Jallikattu Review


Lio has done and creates chaotic situations earlier in his films like Ee.Ma.Yau. and made some unconventional films having a wild & freaky storyline.

It is hauntingly scary, how human turns into an animal for the flesh, for their desires and beliefs, for pride to disown others.

There were two main characters in the film, the Buffalo and the Crowd. The storyline was way simple and dense as it needed to be. The slaughter Kalan Varkey, whom the entire village relies on for the fresh meat, kill buffalo by hitting the hammer on its head and slit it down to death, gone haywire one day, when they're ready to kill it but somehow manages to escape unhurt and runs amok.

There an announcement making by authorities to be aware, be safe and alert of amok Buffalo.

All the villagers of various communities try to catch the Buffalo. The number of people chasing was really something new and surprisingly outrageous.

How people are thirsty for blood, a helpless buffalo running away to save its life, wants to kill and eat it's flesh ..

The direction and camera movements were feral and Shackingly raw.

I never experienced something like this before. As a vegetarian, it's hard for me to watch the scenes where they slit every part of the buffalo and pack in polythene and sell it like there's no guilt of killing an innocent inarticulate creature just for food and taste. 

Some extra liver for you ..

And it was necessary to show how wild was the work is and the people who did it.
At the climax, it goes wilder and even harder. People try to kill each other barely or with whatever tools they have to eat or get Buffalo's flesh. They make a mountain of humans killed and slitting each other to get the flesh. It's radge and heinous. 

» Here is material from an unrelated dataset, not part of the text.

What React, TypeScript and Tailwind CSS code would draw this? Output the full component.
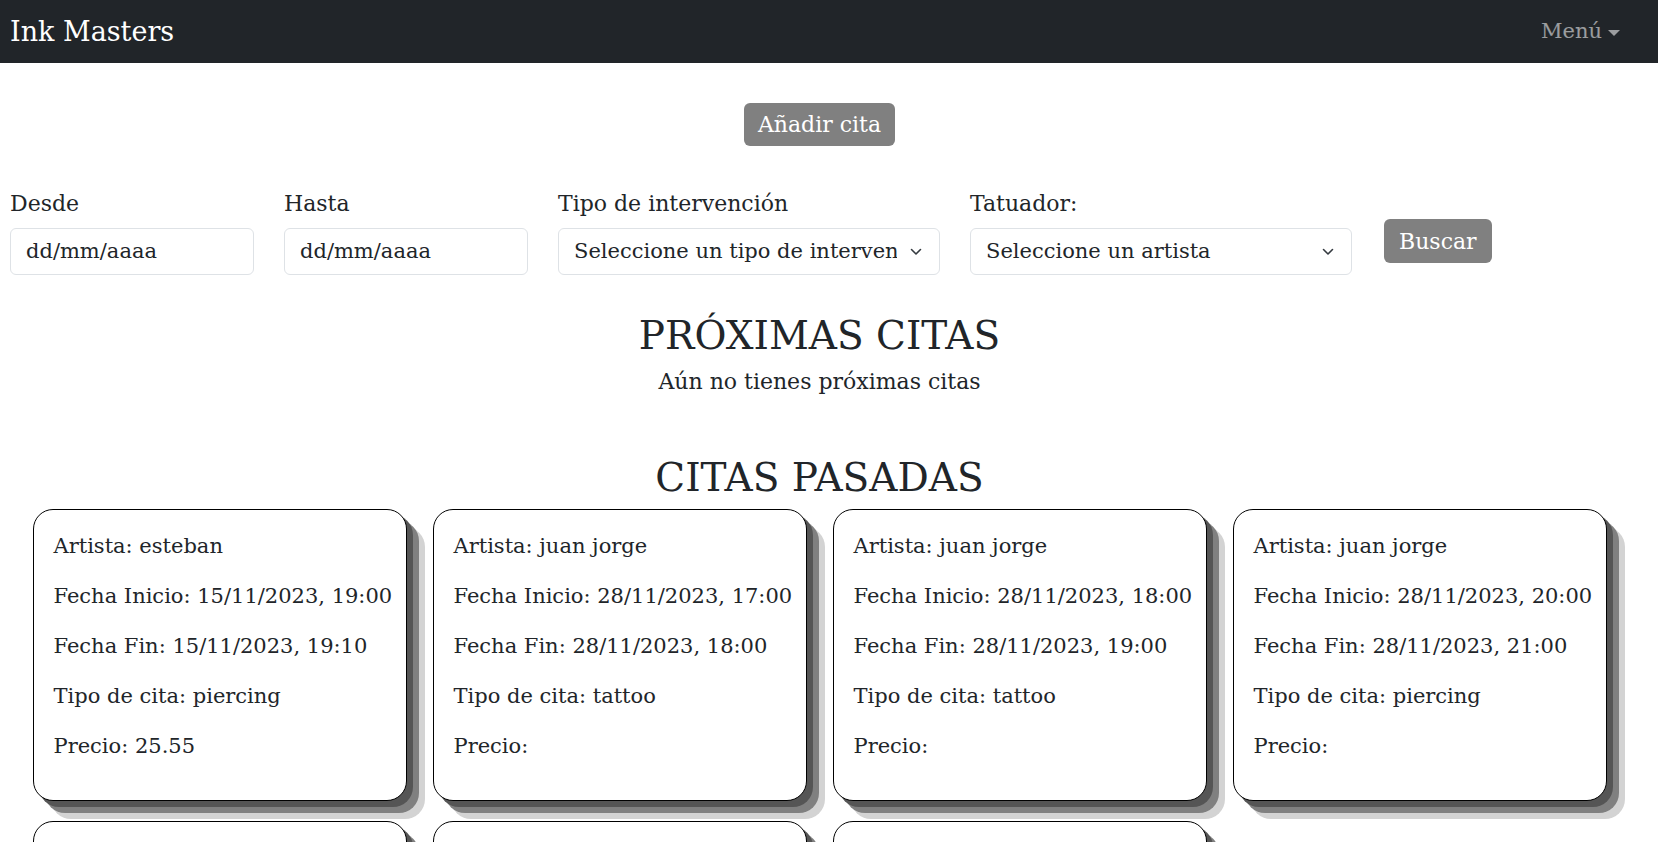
interface Cita {
  artista: string;
  inicio: string;
  fin: string;
  tipo: string;
  precio: string;
}

const citasPasadas: Cita[] = [
  { artista: "esteban", inicio: "15/11/2023, 19:00", fin: "15/11/2023, 19:10", tipo: "piercing", precio: "25.55" },
  { artista: "juan jorge", inicio: "28/11/2023, 17:00", fin: "28/11/2023, 18:00", tipo: "tattoo", precio: "" },
  { artista: "juan jorge", inicio: "28/11/2023, 18:00", fin: "28/11/2023, 19:00", tipo: "tattoo", precio: "" },
  { artista: "juan jorge", inicio: "28/11/2023, 20:00", fin: "28/11/2023, 21:00", tipo: "piercing", precio: "" },
  { artista: "esteban", inicio: "30/11/2023, 10:00", fin: "30/11/2023, 11:00", tipo: "tattoo", precio: "" },
  { artista: "juan jorge", inicio: "01/12/2023, 17:00", fin: "01/12/2023, 18:00", tipo: "tattoo", precio: "" },
  { artista: "juan jorge", inicio: "02/12/2023, 12:00", fin: "02/12/2023, 13:00", tipo: "piercing", precio: "" },
];

function Chevron() {
  return (
    <svg width="12" height="8" viewBox="0 0 12 8" fill="none" className="shrink-0">
      <path d="M1.5 1.5 6 6 10.5 1.5" stroke="#343a40" strokeWidth="1.6" strokeLinecap="round" strokeLinejoin="round" />
    </svg>
  );
}

function DateField({ label }: { label: string }) {
  return (
    <div className="flex w-[244px] flex-col">
      <label className="mb-[8px] text-[22px] leading-[33px]">{label}</label>
      <div className="flex h-[47px] items-center rounded-[6px] border border-[#dee2e6] bg-white pl-[15px] text-[21px]">
        dd/mm/aaaa
      </div>
    </div>
  );
}

function SelectField({ label, placeholder }: { label: string; placeholder: string }) {
  return (
    <div className="flex w-[382px] flex-col">
      <label className="mb-[8px] text-[22px] leading-[33px]">{label}</label>
      <div className="flex h-[47px] items-center rounded-[6px] border border-[#dee2e6] bg-white pl-[15px] pr-[17px] text-[21px]">
        <span className="flex-1 overflow-hidden whitespace-nowrap">{placeholder}</span>
        <span className="ml-[13px]">
          <Chevron />
        </span>
      </div>
    </div>
  );
}

function CitaCard({ cita }: { cita: Cita }) {
  return (
    <div className="rounded-[20px] border border-black bg-white px-[20px] pt-[20px] pb-[20px] text-[21px] leading-[32px] whitespace-nowrap shadow-[6px_6px_0_#555555,12px_12px_0_#808080,18px_18px_0_#d3d3d3]">
      <p className="mb-[18px]">Artista: {cita.artista}</p>
      <p className="mb-[18px]">Fecha Inicio: {cita.inicio}</p>
      <p className="mb-[18px]">Fecha Fin: {cita.fin}</p>
      <p className="mb-[18px]">Tipo de cita: {cita.tipo}</p>
      <p className="mb-[18px]">Precio: {cita.precio}</p>
    </div>
  );
}

export default function App() {
  return (
    <div className="h-[842px] overflow-hidden bg-white font-['DejaVu_Serif',serif] text-[#212529]">
      {/* Navbar */}
      <nav className="flex h-[63px] items-center justify-between bg-[#212529] pl-[10px] pr-[38px]">
        <span className="text-[27px] leading-none text-white">Ink Masters</span>
        <span className="flex items-center text-[21px] text-white/55">
          Menú
          <span className="ml-[6px] mt-[2px] border-x-[6px] border-t-[6px] border-x-transparent border-t-current" />
        </span>
      </nav>

      <main className="pr-[19px]">
        <div className="flex justify-center pt-[40px]">
          <button className="h-[43px] rounded-[6px] bg-[#808080] px-[14px] text-[22px] text-white">
            Añadir cita
          </button>
        </div>

        {/* Filters */}
        <div className="mt-[41px] flex items-end gap-[30px] pl-[10px]">
          <DateField label="Desde" />
          <DateField label="Hasta" />
          <SelectField label="Tipo de intervención" placeholder="Seleccione un tipo de intervención" />
          <SelectField label="Tatuador:" placeholder="Seleccione un artista" />
          <button className="mb-[12px] ml-[2px] h-[44px] rounded-[6px] bg-[#808080] px-[15px] text-[22px] text-white">
            Buscar
          </button>
        </div>

        <section className="mt-[38px] text-center">
          <h1 className="text-[39px] leading-[46px]">PRÓXIMAS CITAS</h1>
          <p className="mt-[7px] text-[22px] leading-[32px]">Aún no tienes próximas citas</p>
        </section>

        <section className="mt-[57px]">
          <h1 className="text-center text-[39px] leading-[46px]">CITAS PASADAS</h1>
          <div className="mt-[8px] grid grid-cols-[repeat(4,374px)] justify-center gap-x-[26px] gap-y-[20px]">
            {citasPasadas.map((cita, i) => (
              <CitaCard key={i} cita={cita} />
            ))}
          </div>
        </section>
      </main>
    </div>
  );
}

Lijo wants us to convey that we live in a chaotic world and inhumane is the thing we all have and one day it came out of us (unintentionally) which shows the future - Human Cannibalism.

They shot it extremely which reminiscence the Brazilian crime film which also shot this ferociously with igniting cinematography was the City of God. 

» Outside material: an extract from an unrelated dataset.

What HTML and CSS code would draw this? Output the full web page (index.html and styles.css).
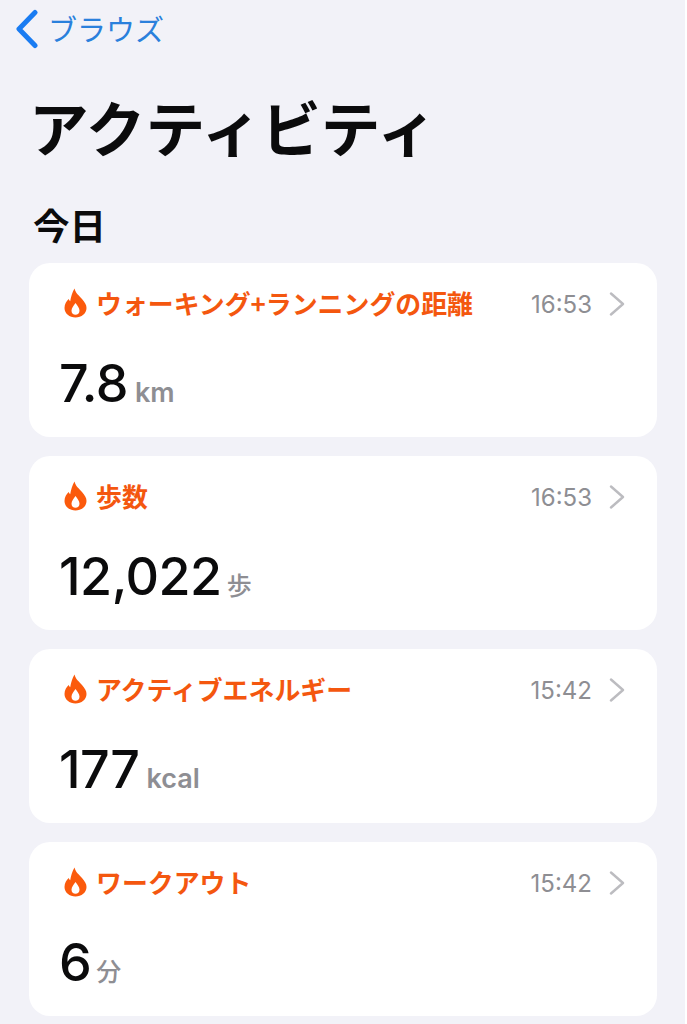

It's brutally engaging and always in a chaotic mode, running and hunting the amok Buffalo but I would say not amok Buffalo but an amok and crazy people behind an innocent, forlorn Buffalo. One thing for sure it keeps you hooked throughout the film. By the end, I was praying for the Buffalo to remain unhurt but what turns out was atrocious.


The major highlight of the film is DOP (by Girish Gangadharan) & it's horrendous background scores (by Prashant Pillai) which continuously Hauntingly complimenting the scenes to enrich the visual experience of the inhumane behavior or how wild and barbaric human can be. Every sound they put from small beating sounds or grunts of Buffalo, to chanting slogans provides a frenzied experience.

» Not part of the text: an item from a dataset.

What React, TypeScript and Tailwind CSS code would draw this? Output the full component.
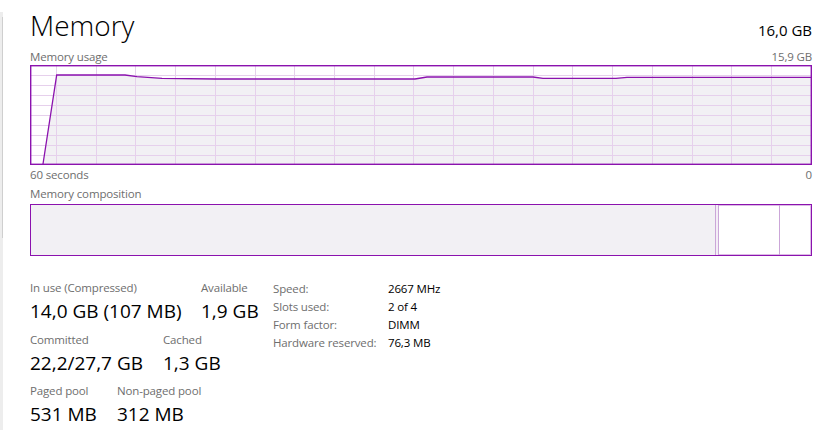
const font = { fontFamily: '"Open Sans", "Noto Sans", sans-serif' };

const GRAPH_W = 782;
const GRAPH_H = 100;

// memory usage line, in graph coordinates (origin = top-left of the box)
const usage: [number, number][] = [
  [13, 99],
  [26.7, 10],
  [95, 10],
  [107, 11.7],
  [132, 13.3],
  [185, 14],
  [385, 14],
  [397, 12],
  [503, 12],
  [513, 13.3],
  [586, 13.3],
  [597, 12.3],
  [782, 12.3],
];

function UsageGraph() {
  const cols = Array.from({ length: 19 }, (_, k) => Math.round(26 + 39.72 * k));
  const rows = [10, 20, 30, 40, 50, 60, 70, 80, 90];
  const line = usage.map(([x, y]) => `${x},${y}`).join(' ');
  const area = `${line} ${GRAPH_W},${GRAPH_H} 13,${GRAPH_H}`;

  return (
    <svg width={GRAPH_W} height={GRAPH_H} className="block">
      <rect x={0} y={0} width={GRAPH_W} height={GRAPH_H} fill="#ffffff" />
      <polygon points={area} fill="#f2f0f4" />
      <g shapeRendering="crispEdges" stroke="#e6d0ec" strokeWidth={1}>
        {cols.map((x) => (
          <line key={x} x1={x + 0.5} y1={0} x2={x + 0.5} y2={GRAPH_H} />
        ))}
        {rows.map((y) => (
          <line key={y} x1={0} y1={y + 0.5} x2={GRAPH_W} y2={y + 0.5} />
        ))}
      </g>
      <polyline points={line} fill="none" stroke="#8b12ae" strokeWidth={1.3} />
      <rect
        x={0.7}
        y={0.7}
        width={GRAPH_W - 1.4}
        height={GRAPH_H - 1.4}
        fill="none"
        stroke="#8b12ae"
        strokeWidth={1.4}
      />
    </svg>
  );
}

function CompositionBar() {
  return (
    <div className="flex h-[52px] w-[782px] border border-[#8b12ae] shadow-[inset_0_0_0_1px_#dcbbe6]">
      <div className="w-[685px] border-r border-[#cba6d8] bg-[#f2f0f4]" />
      <div className="w-[3px] border-r border-[#cba6d8] bg-[#f4eef6]" />
      <div className="w-[61px] border-r border-[#cba6d8]" />
      <div className="flex-1" />
    </div>
  );
}

interface StatProps {
  label: string;
  value: string;
  width?: string;
}

function Stat({ label, value, width }: StatProps) {
  return (
    <div className={width}>
      <div className="h-[16px] text-[11.5px] leading-[16px] tracking-[-0.15px] text-[#6e6e6e]">
        {label}
      </div>
      <div className="mt-[2px] h-[26px] text-[19px] leading-[26px] text-black">{value}</div>
    </div>
  );
}

const details: [string, string][] = [
  ['Speed:', '2667 MHz'],
  ['Slots used:', '2 of 4'],
  ['Form factor:', 'DIMM'],
  ['Hardware reserved:', '76,3 MB'],
];

export default function App() {
  return (
    <div className="flex h-[430px] w-[824px] overflow-hidden bg-white" style={font}>
      <div className="mt-[12px] flex w-[3px] flex-col bg-[#ededed]">
        <div className="ml-[2px] mt-[5px] h-[221px] w-[1px] bg-[#cfcfcf]" />
      </div>

      <div className="flex w-[809px] flex-col pl-[27px]">
        <div className="box-content flex h-[36px] w-[782px] items-baseline justify-between pt-[7px]">
          <span className="text-[28px] font-light leading-[36px] text-black">Memory</span>
          <span className="text-[15px] leading-[36px] text-black">16,0 GB</span>
        </div>

        <div className="mt-[6px] flex h-[16px] w-[782px] justify-between text-[11.5px] leading-[16px] tracking-[-0.15px] text-[#6e6e6e]">
          <span>Memory usage</span>
          <span>15,9 GB</span>
        </div>

        <UsageGraph />

        <div className="flex h-[18px] w-[782px] justify-between pt-[2px] text-[11.5px] leading-[16px] tracking-[-0.15px] text-[#6e6e6e]">
          <span>60 seconds</span>
          <span>0</span>
        </div>

        <div className="mt-[3px] h-[16px] text-[11.5px] leading-[16px] tracking-[-0.15px] text-[#6e6e6e]">
          Memory composition
        </div>

        <div className="mt-[2px]">
          <CompositionBar />
        </div>

        <div className="mt-[24px] flex">
          <div className="flex w-[243px] flex-col gap-[7.5px]">
            <div className="flex">
              <Stat label="In use (Compressed)" value="14,0 GB (107 MB)" width="w-[171px]" />
              <Stat label="Available" value="1,9 GB" />
            </div>
            <div className="flex">
              <Stat label="Committed" value="22,2/27,7 GB" width="w-[133px]" />
              <Stat label="Cached" value="1,3 GB" />
            </div>
            <div className="flex">
              <Stat label="Paged pool" value="531 MB" width="w-[87px]" />
              <Stat label="Non-paged pool" value="312 MB" />
            </div>
          </div>

          <div className="flex flex-col text-[11.5px] leading-[18px] tracking-[-0.15px]">
            {details.map(([k, v]) => (
              <div key={k} className="flex h-[18px]">
                <span className="w-[115px] text-[#6e6e6e]">{k}</span>
                <span className="text-black">{v}</span>
              </div>
            ))}
          </div>
        </div>
      </div>
    </div>
  );
}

There were too many long shots, running behind the crowd, chasing the bull or can say cameraman hounds the people chasing Buffalo. It looks distinctively clear how the camera moves behind them then behind the Buffalo and then revolves again towards crowd. Too many chasing shots where Buffalo tries to find a way.

It's a shame I didn't watch his previous work but Ee.Ma.Yau. and Angamal Dairies are on my watchlist now.